— STATED GOAL —
Your answer should be a single number: the count of lines that include "this".

§ §

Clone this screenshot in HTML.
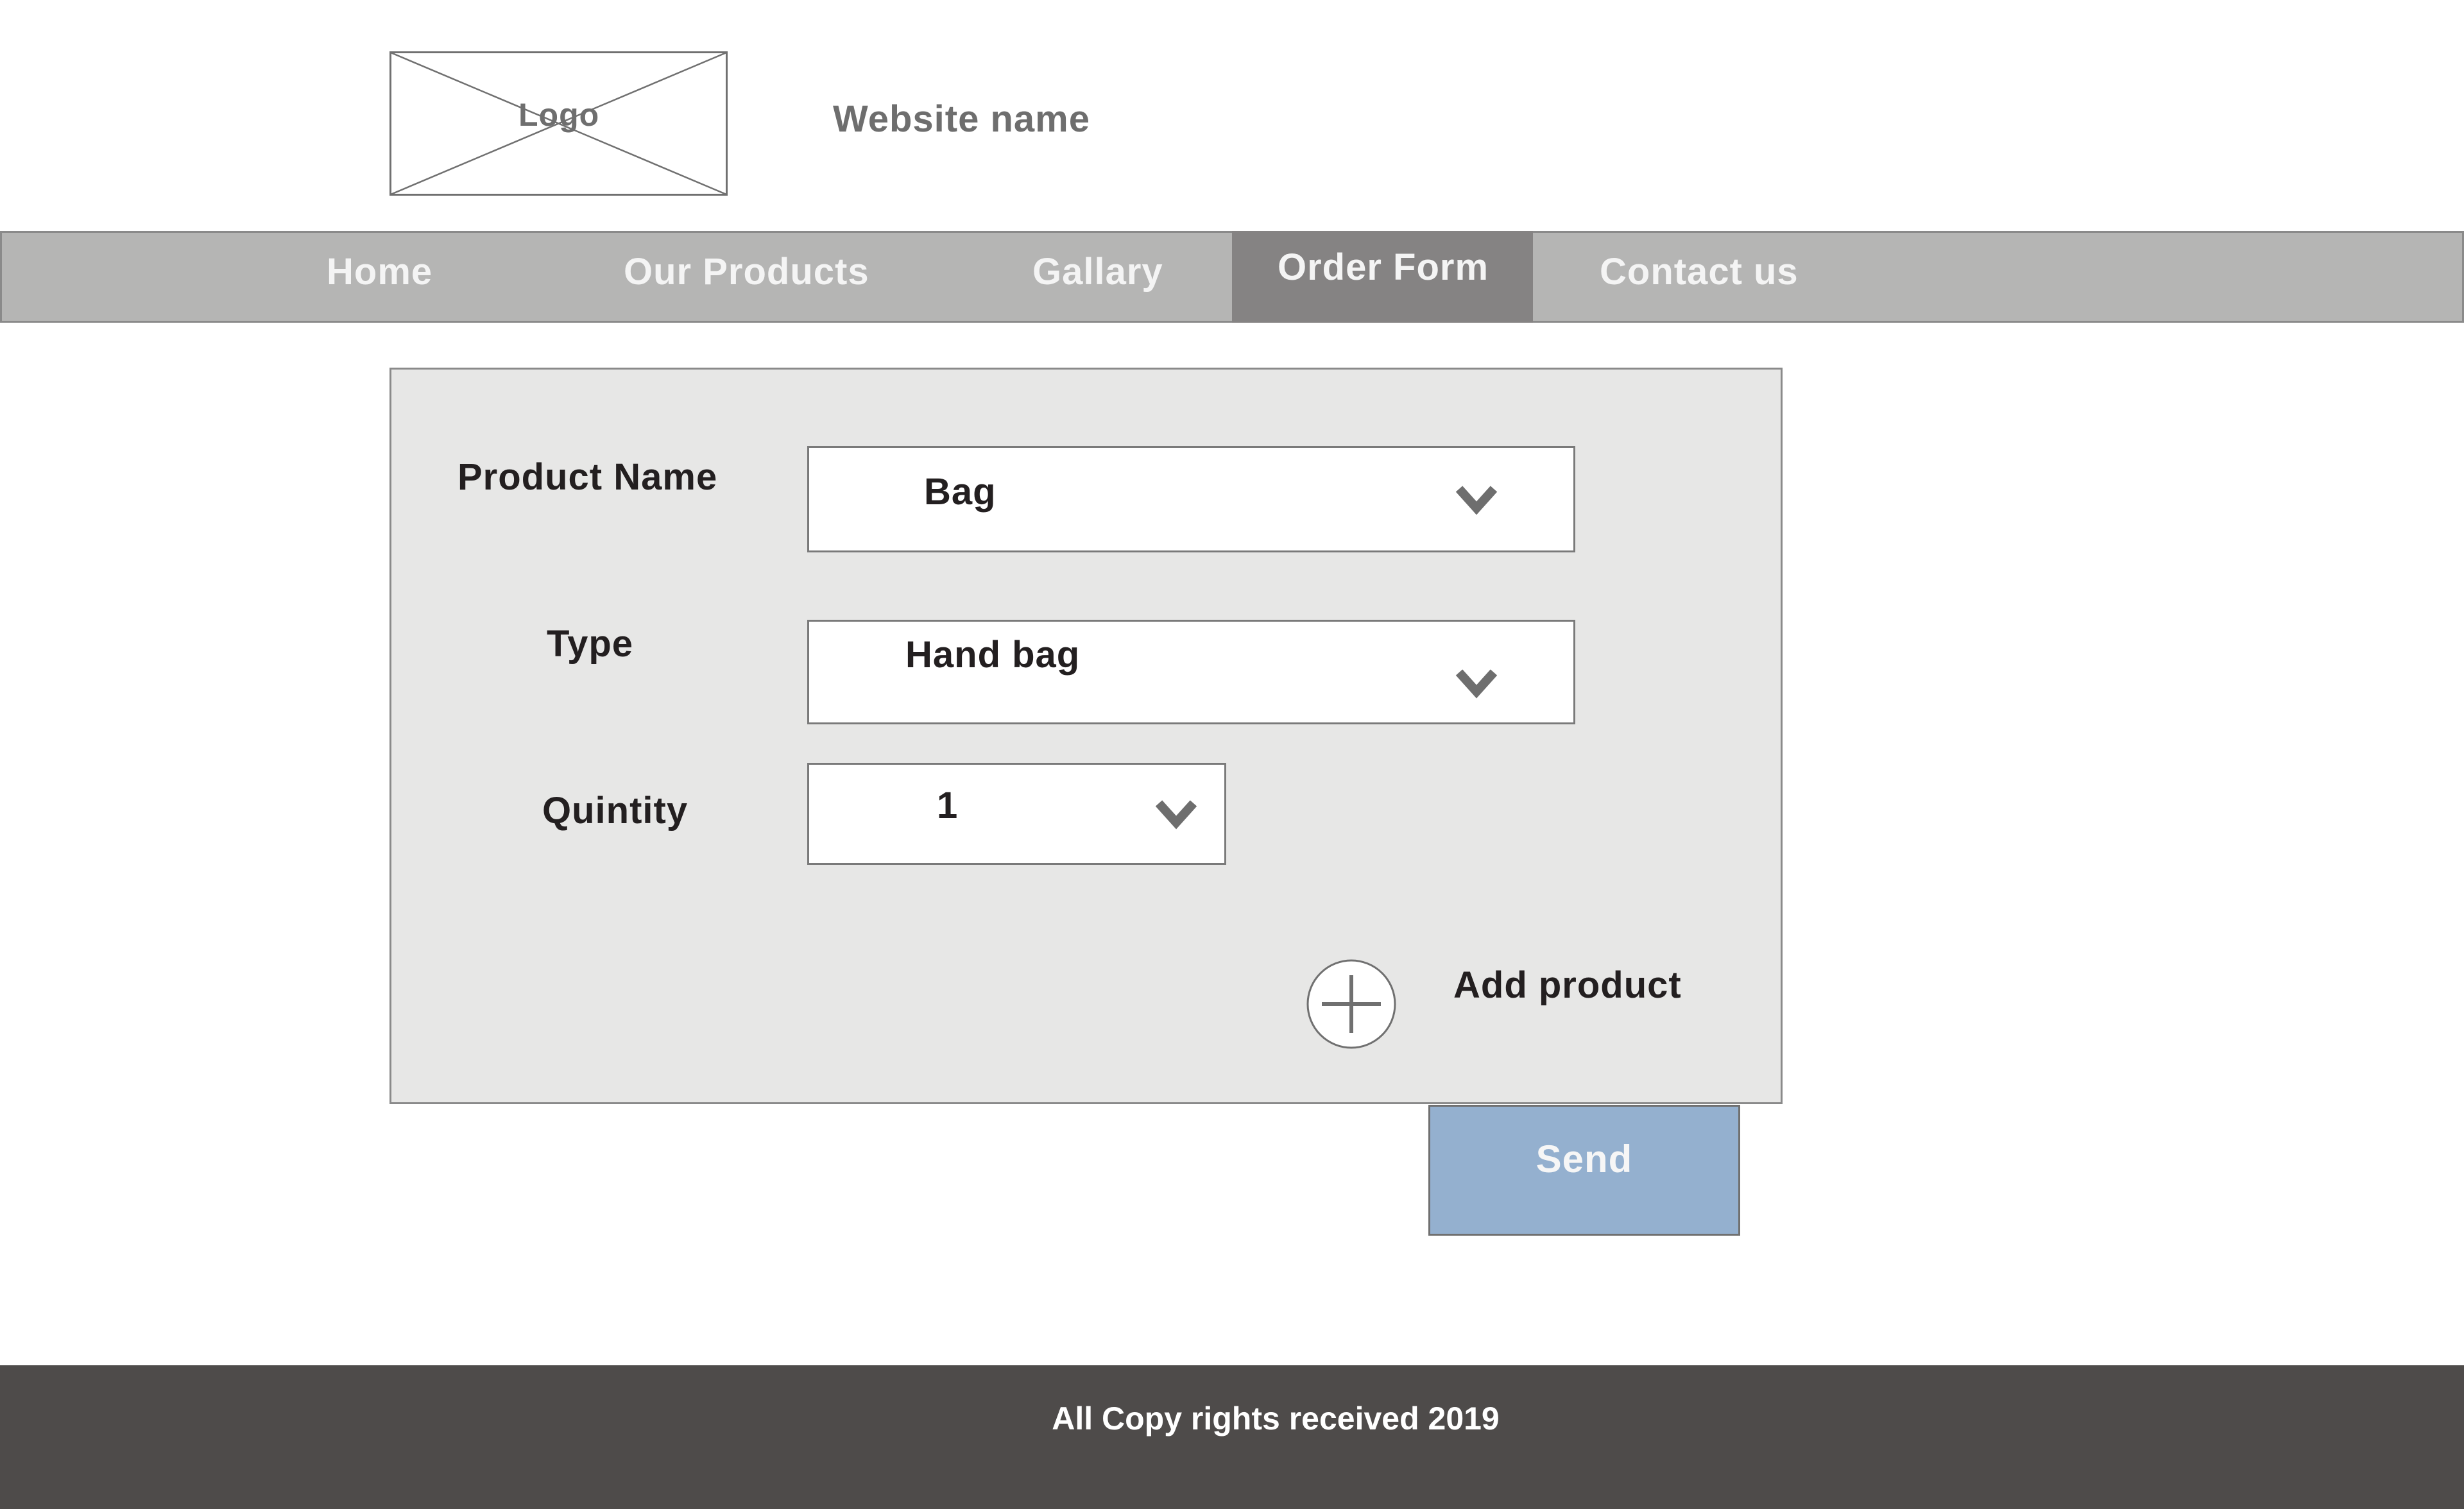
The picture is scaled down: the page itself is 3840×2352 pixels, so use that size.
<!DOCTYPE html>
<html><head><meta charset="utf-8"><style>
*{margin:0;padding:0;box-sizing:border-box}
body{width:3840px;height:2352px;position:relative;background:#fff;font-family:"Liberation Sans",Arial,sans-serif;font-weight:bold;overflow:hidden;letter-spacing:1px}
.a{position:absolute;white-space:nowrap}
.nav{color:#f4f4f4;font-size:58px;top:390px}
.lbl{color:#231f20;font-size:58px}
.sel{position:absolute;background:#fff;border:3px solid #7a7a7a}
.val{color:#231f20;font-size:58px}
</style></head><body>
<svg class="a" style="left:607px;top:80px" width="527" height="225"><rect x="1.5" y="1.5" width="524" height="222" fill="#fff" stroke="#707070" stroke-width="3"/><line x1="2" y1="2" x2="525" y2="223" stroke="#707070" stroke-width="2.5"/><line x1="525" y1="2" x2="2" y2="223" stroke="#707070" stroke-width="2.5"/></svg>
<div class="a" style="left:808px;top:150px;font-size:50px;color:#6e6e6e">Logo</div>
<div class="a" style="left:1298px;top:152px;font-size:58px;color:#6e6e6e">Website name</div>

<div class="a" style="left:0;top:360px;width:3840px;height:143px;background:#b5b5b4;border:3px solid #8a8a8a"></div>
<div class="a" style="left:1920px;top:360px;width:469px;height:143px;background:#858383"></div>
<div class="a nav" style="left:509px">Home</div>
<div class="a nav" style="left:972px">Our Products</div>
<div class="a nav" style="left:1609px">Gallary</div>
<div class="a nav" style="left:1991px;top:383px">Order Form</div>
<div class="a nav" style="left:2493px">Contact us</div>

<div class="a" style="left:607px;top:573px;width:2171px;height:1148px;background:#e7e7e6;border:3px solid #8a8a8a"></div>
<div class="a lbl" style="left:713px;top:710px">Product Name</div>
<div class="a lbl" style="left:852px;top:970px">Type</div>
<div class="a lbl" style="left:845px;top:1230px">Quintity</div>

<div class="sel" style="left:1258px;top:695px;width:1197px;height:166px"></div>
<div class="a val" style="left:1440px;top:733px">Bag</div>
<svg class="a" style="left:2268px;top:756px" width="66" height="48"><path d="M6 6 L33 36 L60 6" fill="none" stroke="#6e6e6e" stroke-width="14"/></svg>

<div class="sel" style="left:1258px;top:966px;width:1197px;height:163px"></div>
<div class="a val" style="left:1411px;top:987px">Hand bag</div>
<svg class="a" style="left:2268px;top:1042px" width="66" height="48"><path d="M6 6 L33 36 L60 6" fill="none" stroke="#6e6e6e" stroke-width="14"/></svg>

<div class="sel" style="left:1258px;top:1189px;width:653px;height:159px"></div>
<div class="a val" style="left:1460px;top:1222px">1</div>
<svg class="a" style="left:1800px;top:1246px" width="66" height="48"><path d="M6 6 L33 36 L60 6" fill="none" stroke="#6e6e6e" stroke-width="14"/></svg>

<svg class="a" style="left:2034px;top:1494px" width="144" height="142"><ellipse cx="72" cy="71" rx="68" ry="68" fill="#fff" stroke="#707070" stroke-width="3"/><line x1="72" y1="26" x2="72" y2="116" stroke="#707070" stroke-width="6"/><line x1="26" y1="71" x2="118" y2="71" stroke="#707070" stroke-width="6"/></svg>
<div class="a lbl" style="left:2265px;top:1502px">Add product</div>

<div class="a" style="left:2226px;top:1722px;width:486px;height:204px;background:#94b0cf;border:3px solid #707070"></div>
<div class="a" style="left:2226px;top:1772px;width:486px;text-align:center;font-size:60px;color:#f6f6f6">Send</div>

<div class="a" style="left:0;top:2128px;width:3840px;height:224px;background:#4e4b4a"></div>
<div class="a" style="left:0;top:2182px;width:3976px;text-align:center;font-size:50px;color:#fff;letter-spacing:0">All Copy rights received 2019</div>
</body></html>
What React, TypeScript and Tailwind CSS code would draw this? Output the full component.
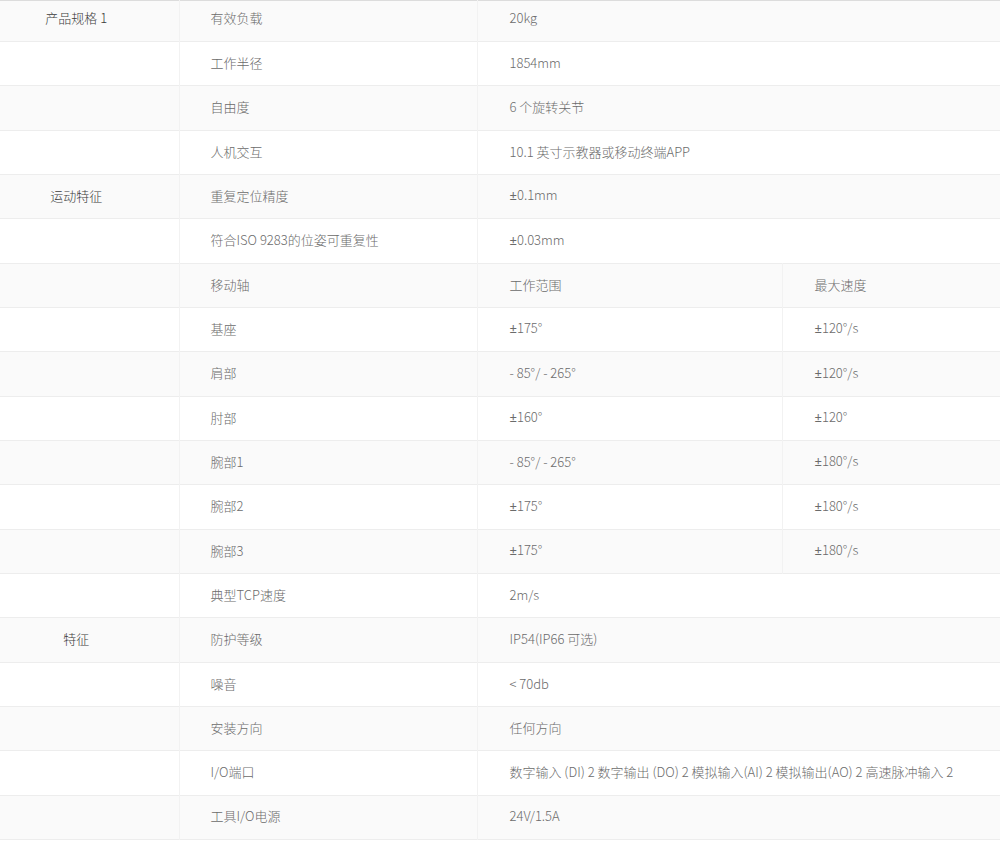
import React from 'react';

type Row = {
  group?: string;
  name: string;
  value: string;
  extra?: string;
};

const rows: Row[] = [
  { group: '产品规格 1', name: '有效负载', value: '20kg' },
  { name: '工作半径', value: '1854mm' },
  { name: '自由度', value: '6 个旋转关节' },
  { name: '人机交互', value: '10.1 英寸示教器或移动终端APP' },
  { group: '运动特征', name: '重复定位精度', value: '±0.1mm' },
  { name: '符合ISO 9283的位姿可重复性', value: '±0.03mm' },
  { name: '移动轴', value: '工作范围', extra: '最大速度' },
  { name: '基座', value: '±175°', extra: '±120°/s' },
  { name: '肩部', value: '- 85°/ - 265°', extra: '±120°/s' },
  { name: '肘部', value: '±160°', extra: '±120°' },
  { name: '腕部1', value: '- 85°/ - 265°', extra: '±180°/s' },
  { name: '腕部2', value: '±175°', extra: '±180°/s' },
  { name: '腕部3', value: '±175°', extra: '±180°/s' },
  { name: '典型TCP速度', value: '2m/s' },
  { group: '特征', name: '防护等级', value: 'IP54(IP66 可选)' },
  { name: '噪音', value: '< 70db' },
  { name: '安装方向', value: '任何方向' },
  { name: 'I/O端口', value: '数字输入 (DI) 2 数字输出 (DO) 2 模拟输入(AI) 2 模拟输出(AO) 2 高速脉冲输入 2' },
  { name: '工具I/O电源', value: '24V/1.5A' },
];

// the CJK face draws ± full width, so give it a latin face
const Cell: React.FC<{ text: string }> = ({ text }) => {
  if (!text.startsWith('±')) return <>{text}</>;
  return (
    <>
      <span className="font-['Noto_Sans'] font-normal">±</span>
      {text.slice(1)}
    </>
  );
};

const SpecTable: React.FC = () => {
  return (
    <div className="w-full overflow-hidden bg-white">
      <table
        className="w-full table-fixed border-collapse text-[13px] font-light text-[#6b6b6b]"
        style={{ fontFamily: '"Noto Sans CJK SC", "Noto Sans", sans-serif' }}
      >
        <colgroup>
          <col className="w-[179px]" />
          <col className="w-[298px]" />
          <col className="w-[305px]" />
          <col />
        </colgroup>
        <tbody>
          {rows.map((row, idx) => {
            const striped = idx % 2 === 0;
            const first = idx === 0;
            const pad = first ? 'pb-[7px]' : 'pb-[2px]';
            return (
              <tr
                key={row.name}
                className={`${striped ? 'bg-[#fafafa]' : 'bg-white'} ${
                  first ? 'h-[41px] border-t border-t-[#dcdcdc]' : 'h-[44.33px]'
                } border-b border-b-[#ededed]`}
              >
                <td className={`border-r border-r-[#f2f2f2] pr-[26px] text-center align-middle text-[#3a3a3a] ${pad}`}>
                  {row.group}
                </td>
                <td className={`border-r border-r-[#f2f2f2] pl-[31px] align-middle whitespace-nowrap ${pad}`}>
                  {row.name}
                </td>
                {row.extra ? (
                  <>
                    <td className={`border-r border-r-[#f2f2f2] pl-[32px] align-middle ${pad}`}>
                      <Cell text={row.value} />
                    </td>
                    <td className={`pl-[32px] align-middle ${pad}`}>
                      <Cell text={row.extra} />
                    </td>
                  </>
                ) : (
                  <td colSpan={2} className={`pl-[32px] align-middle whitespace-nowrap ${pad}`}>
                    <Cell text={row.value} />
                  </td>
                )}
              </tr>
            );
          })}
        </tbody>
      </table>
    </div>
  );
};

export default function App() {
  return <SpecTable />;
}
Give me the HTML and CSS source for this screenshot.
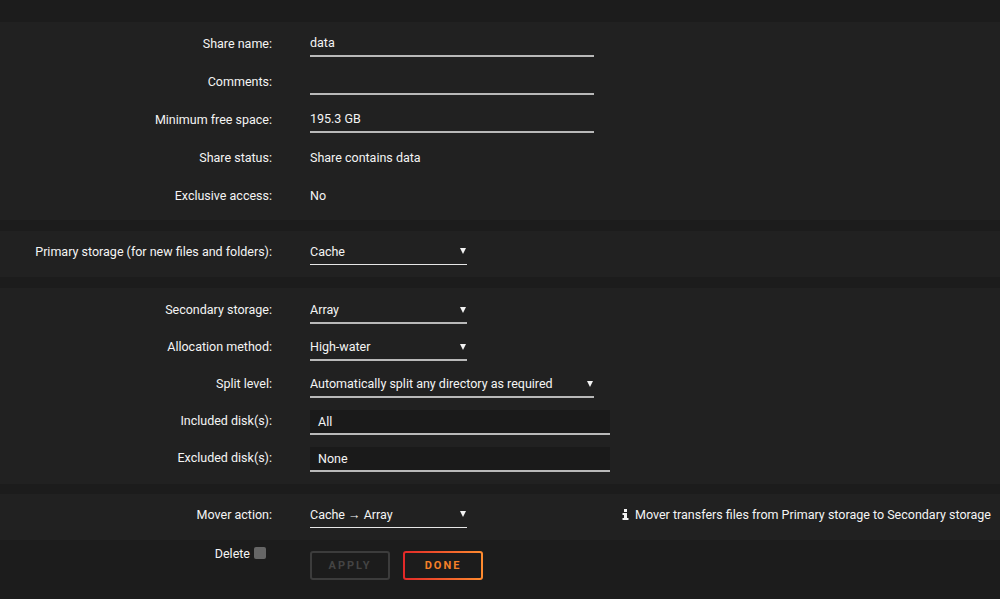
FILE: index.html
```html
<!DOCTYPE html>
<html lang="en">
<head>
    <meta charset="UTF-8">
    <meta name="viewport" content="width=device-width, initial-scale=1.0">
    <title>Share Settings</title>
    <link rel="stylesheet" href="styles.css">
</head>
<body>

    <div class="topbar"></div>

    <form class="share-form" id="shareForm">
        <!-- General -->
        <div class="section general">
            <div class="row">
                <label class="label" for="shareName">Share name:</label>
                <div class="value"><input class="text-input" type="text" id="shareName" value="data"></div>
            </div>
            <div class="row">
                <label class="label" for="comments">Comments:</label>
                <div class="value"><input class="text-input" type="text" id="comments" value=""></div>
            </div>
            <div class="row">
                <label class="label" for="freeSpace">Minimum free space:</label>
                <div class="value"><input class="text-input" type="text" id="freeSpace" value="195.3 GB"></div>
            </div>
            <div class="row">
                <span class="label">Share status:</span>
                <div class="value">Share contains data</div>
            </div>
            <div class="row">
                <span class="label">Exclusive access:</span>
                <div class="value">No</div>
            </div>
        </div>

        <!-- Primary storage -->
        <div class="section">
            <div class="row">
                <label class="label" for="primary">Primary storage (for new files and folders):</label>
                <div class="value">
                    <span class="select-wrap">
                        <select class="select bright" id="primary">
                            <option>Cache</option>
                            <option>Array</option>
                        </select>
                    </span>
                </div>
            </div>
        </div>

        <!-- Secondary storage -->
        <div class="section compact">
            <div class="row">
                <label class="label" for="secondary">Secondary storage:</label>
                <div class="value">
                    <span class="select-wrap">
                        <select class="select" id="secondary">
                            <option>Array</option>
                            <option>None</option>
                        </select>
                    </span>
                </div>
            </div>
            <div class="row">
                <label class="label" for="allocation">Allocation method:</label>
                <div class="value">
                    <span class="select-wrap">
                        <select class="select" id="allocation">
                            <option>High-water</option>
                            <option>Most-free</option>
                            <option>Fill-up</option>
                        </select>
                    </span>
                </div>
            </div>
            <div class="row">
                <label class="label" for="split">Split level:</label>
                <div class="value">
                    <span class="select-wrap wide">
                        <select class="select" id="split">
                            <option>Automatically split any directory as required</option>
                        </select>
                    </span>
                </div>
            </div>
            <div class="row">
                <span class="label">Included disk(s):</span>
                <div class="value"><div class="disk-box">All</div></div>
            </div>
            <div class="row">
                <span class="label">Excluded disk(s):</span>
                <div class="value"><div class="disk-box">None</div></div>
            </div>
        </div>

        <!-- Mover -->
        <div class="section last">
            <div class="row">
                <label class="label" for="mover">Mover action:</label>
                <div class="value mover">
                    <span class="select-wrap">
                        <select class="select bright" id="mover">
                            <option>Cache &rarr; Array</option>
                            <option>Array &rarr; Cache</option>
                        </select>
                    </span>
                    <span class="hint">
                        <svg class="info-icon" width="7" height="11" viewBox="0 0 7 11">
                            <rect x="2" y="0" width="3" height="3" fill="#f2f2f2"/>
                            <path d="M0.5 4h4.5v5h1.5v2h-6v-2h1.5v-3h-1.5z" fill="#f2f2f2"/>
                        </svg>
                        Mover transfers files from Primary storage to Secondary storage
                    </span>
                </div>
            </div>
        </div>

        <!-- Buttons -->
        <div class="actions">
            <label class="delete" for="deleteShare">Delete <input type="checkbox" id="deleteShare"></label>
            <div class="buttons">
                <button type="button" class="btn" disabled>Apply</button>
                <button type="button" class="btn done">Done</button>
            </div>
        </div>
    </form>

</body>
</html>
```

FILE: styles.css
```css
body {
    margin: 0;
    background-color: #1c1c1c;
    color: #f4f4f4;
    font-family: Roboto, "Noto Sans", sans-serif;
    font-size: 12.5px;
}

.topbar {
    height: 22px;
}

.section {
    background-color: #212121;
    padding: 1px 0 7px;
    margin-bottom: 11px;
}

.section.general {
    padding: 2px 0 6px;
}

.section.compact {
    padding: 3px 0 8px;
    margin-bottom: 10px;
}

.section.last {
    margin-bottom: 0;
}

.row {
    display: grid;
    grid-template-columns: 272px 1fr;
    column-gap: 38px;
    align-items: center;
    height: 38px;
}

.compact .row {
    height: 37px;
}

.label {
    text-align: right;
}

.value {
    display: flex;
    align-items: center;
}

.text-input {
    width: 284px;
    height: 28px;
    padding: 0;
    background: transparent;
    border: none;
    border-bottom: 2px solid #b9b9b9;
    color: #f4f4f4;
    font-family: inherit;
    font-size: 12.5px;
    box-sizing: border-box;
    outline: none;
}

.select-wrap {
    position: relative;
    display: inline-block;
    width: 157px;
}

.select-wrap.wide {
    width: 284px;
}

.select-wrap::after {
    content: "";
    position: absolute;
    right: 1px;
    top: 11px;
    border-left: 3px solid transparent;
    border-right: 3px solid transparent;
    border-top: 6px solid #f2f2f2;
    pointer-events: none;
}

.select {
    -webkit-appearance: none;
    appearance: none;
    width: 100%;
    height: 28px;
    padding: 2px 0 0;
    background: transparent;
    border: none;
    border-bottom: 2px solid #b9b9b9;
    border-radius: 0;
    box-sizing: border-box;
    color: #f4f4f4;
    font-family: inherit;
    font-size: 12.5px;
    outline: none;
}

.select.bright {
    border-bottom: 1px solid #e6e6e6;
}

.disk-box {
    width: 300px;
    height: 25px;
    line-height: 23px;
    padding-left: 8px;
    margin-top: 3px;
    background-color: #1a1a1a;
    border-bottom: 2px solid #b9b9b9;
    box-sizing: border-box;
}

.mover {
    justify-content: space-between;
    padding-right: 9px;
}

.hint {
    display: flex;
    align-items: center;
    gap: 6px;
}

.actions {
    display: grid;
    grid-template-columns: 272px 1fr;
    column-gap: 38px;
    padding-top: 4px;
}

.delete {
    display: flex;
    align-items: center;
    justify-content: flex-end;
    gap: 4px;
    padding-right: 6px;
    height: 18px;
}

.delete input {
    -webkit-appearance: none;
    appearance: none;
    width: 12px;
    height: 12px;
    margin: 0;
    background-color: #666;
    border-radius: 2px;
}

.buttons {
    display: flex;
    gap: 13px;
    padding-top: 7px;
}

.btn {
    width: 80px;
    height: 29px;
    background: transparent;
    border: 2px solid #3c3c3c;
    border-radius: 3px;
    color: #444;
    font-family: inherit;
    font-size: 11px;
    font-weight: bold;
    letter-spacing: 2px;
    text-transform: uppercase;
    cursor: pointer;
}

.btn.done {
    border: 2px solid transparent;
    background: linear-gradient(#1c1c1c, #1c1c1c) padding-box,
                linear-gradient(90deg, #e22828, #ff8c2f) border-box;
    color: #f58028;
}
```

§ §

— EXERCISE OUTPUT —
3